* _Given instruction_
An exact copy of all the data is required, with pictures left out.

☆ ☆ ☆ ☆ ☆ ☆ ☆

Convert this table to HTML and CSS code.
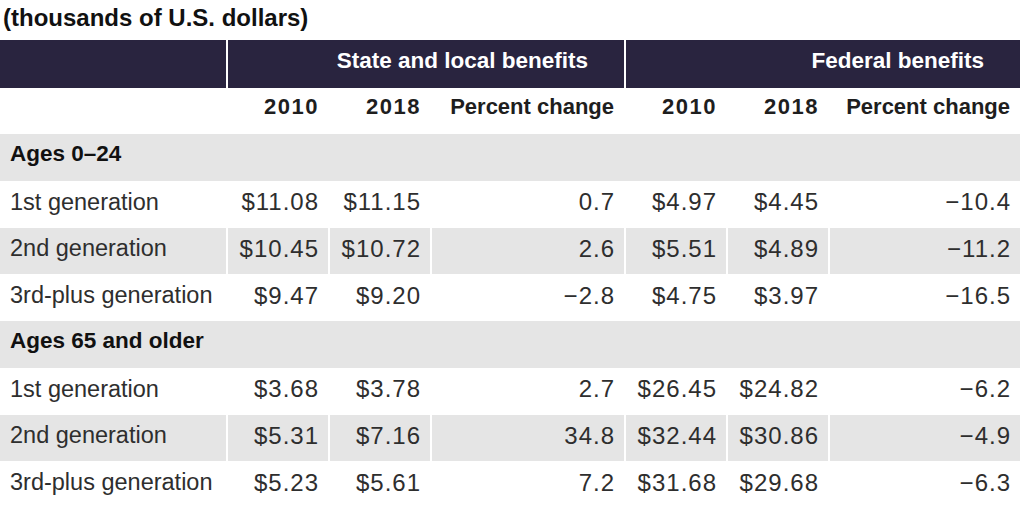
FILE: index.html
```html
<!DOCTYPE html>
<html lang="en">
<head>
<meta charset="utf-8">
<title>Benefits by generation</title>
<link rel="stylesheet" href="styles.css">
</head>
<body>
<div class="page">
  <h1 class="title">(thousands of U.S. dollars)</h1>
  <div class="table">
    <div class="row band">
      <div class="cell blank"></div>
      <div class="cell group span3">State and local benefits</div>
      <div class="cell group span3">Federal benefits</div>
    </div>
    <div class="row colhead">
      <div class="cell"></div>
      <div class="cell num yr">2010</div>
      <div class="cell num yr">2018</div>
      <div class="cell num">Percent change</div>
      <div class="cell num yr">2010</div>
      <div class="cell num yr">2018</div>
      <div class="cell num">Percent change</div>
    </div>
    <div class="row section"><div class="cell span7">Ages 0–24</div></div>
    <div class="row data">
      <div class="cell label">1st generation</div>
      <div class="cell num">$11.08</div><div class="cell num">$11.15</div><div class="cell num">0.7</div>
      <div class="cell num">$4.97</div><div class="cell num">$4.45</div><div class="cell num">−10.4</div>
    </div>
    <div class="row data shaded">
      <div class="cell label">2nd generation</div>
      <div class="cell num">$10.45</div><div class="cell num">$10.72</div><div class="cell num">2.6</div>
      <div class="cell num">$5.51</div><div class="cell num">$4.89</div><div class="cell num">−11.2</div>
    </div>
    <div class="row data">
      <div class="cell label">3rd-plus generation</div>
      <div class="cell num">$9.47</div><div class="cell num">$9.20</div><div class="cell num">−2.8</div>
      <div class="cell num">$4.75</div><div class="cell num">$3.97</div><div class="cell num">−16.5</div>
    </div>
    <div class="row section"><div class="cell span7">Ages 65 and older</div></div>
    <div class="row data">
      <div class="cell label">1st generation</div>
      <div class="cell num">$3.68</div><div class="cell num">$3.78</div><div class="cell num">2.7</div>
      <div class="cell num">$26.45</div><div class="cell num">$24.82</div><div class="cell num">−6.2</div>
    </div>
    <div class="row data shaded">
      <div class="cell label">2nd generation</div>
      <div class="cell num">$5.31</div><div class="cell num">$7.16</div><div class="cell num">34.8</div>
      <div class="cell num">$32.44</div><div class="cell num">$30.86</div><div class="cell num">−4.9</div>
    </div>
    <div class="row data">
      <div class="cell label">3rd-plus generation</div>
      <div class="cell num">$5.23</div><div class="cell num">$5.61</div><div class="cell num">7.2</div>
      <div class="cell num">$31.68</div><div class="cell num">$29.68</div><div class="cell num">−6.3</div>
    </div>
  </div>
</div>
</body>
</html>
```
FILE: styles.css
```css
* { box-sizing: border-box; }
html, body { margin: 0; padding: 0; background: #ffffff; }
body {
  font-family: "Liberation Sans", Arial, sans-serif;
  color: #2b2b2b;
  width: 1024px;
  height: 512px;
  overflow: hidden;
}
.page { width: 1020px; }
.title {
  margin: 0;
  height: 40px;
  padding: 4px 0 0 3px;
  font-size: 24px;
  line-height: 28px;
  font-weight: 700;
  color: #111111;
}
.table { display: flex; flex-direction: column; }
.row {
  display: grid;
  grid-template-columns: 226px 100px 100px 192px 100px 100px 190px;
  column-gap: 2px;
}
.cell {
  display: flex;
  align-items: center;
  padding: 0 10px;
  white-space: nowrap;
}
.num { justify-content: flex-end; }
.span3 { grid-column: span 3; }
.span7 { grid-column: span 7; }

.band { height: 48px; }
.band .cell { background: #29243f; }
.band .group {
  justify-content: flex-end;
  padding-right: 36px;
  color: #ffffff;
  font-size: 22.5px;
  font-weight: 700;
  padding-bottom: 6px;
}

.colhead { height: 46px; }
.colhead .cell {
  font-size: 22px;
  font-weight: 700;
  color: #1e1e1e;
  padding-bottom: 8px;
}
.colhead .yr { letter-spacing: 1.5px; padding-right: 9px; }

.section { height: 46.75px; }
.section .cell {
  background: #e5e5e5;
  font-size: 22.5px;
  font-weight: 700;
  color: #111111;
  padding-bottom: 6px;
}

.data { height: 46.75px; }
.data .cell {
  font-size: 23.5px;
  color: #2e2e2e;
  padding-bottom: 4px;
}
.data .num { font-size: 24px; letter-spacing: 1px; padding-right: 9px; }
.shaded .cell { background: #e5e5e5; }
```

☆ ☆ ☆ ☆ ☆ ☆ ☆

* _Response to the task_
Convert this table to HTML and CSS code.
FILE: index.html
```html
<!DOCTYPE html>
<html lang="en">
<head>
<meta charset="utf-8">
<title>Benefits by generation</title>
<link rel="stylesheet" href="styles.css">
</head>
<body>
<div class="page">
  <h1 class="title">(thousands of U.S. dollars)</h1>
  <div class="table">
    <div class="row band">
      <div class="cell blank"></div>
      <div class="cell group span3">State and local benefits</div>
      <div class="cell group span3">Federal benefits</div>
    </div>
    <div class="row colhead">
      <div class="cell"></div>
      <div class="cell num yr">2010</div>
      <div class="cell num yr">2018</div>
      <div class="cell num">Percent change</div>
      <div class="cell num yr">2010</div>
      <div class="cell num yr">2018</div>
      <div class="cell num">Percent change</div>
    </div>
    <div class="row section"><div class="cell span7">Ages 0–24</div></div>
    <div class="row data">
      <div class="cell label">1st generation</div>
      <div class="cell num">$11.08</div><div class="cell num">$11.15</div><div class="cell num">0.7</div>
      <div class="cell num">$4.97</div><div class="cell num">$4.45</div><div class="cell num">−10.4</div>
    </div>
    <div class="row data shaded">
      <div class="cell label">2nd generation</div>
      <div class="cell num">$10.45</div><div class="cell num">$10.72</div><div class="cell num">2.6</div>
      <div class="cell num">$5.51</div><div class="cell num">$4.89</div><div class="cell num">−11.2</div>
    </div>
    <div class="row data">
      <div class="cell label">3rd-plus generation</div>
      <div class="cell num">$9.47</div><div class="cell num">$9.20</div><div class="cell num">−2.8</div>
      <div class="cell num">$4.75</div><div class="cell num">$3.97</div><div class="cell num">−16.5</div>
    </div>
    <div class="row section"><div class="cell span7">Ages 65 and older</div></div>
    <div class="row data">
      <div class="cell label">1st generation</div>
      <div class="cell num">$3.68</div><div class="cell num">$3.78</div><div class="cell num">2.7</div>
      <div class="cell num">$26.45</div><div class="cell num">$24.82</div><div class="cell num">−6.2</div>
    </div>
    <div class="row data shaded">
      <div class="cell label">2nd generation</div>
      <div class="cell num">$5.31</div><div class="cell num">$7.16</div><div class="cell num">34.8</div>
      <div class="cell num">$32.44</div><div class="cell num">$30.86</div><div class="cell num">−4.9</div>
    </div>
    <div class="row data">
      <div class="cell label">3rd-plus generation</div>
      <div class="cell num">$5.23</div><div class="cell num">$5.61</div><div class="cell num">7.2</div>
      <div class="cell num">$31.68</div><div class="cell num">$29.68</div><div class="cell num">−6.3</div>
    </div>
  </div>
</div>
</body>
</html>
```
FILE: styles.css
```css
* { box-sizing: border-box; }
html, body { margin: 0; padding: 0; background: #ffffff; }
body {
  font-family: "Liberation Sans", Arial, sans-serif;
  color: #2b2b2b;
  width: 1024px;
  height: 512px;
  overflow: hidden;
}
.page { width: 1020px; }
.title {
  margin: 0;
  height: 40px;
  padding: 4px 0 0 3px;
  font-size: 24px;
  line-height: 28px;
  font-weight: 700;
  color: #111111;
}
.table { display: flex; flex-direction: column; }
.row {
  display: grid;
  grid-template-columns: 226px 100px 100px 192px 100px 100px 190px;
  column-gap: 2px;
}
.cell {
  display: flex;
  align-items: center;
  padding: 0 10px;
  white-space: nowrap;
}
.num { justify-content: flex-end; }
.span3 { grid-column: span 3; }
.span7 { grid-column: span 7; }

.band { height: 48px; }
.band .cell { background: #29243f; }
.band .group {
  justify-content: flex-end;
  padding-right: 36px;
  color: #ffffff;
  font-size: 22.5px;
  font-weight: 700;
  padding-bottom: 6px;
}

.colhead { height: 46px; }
.colhead .cell {
  font-size: 22px;
  font-weight: 700;
  color: #1e1e1e;
  padding-bottom: 8px;
}
.colhead .yr { letter-spacing: 1.5px; padding-right: 9px; }

.section { height: 46.75px; }
.section .cell {
  background: #e5e5e5;
  font-size: 22.5px;
  font-weight: 700;
  color: #111111;
  padding-bottom: 6px;
}

.data { height: 46.75px; }
.data .cell {
  font-size: 23.5px;
  color: #2e2e2e;
  padding-bottom: 4px;
}
.data .num { font-size: 24px; letter-spacing: 1px; padding-right: 9px; }
.shaded .cell { background: #e5e5e5; }
```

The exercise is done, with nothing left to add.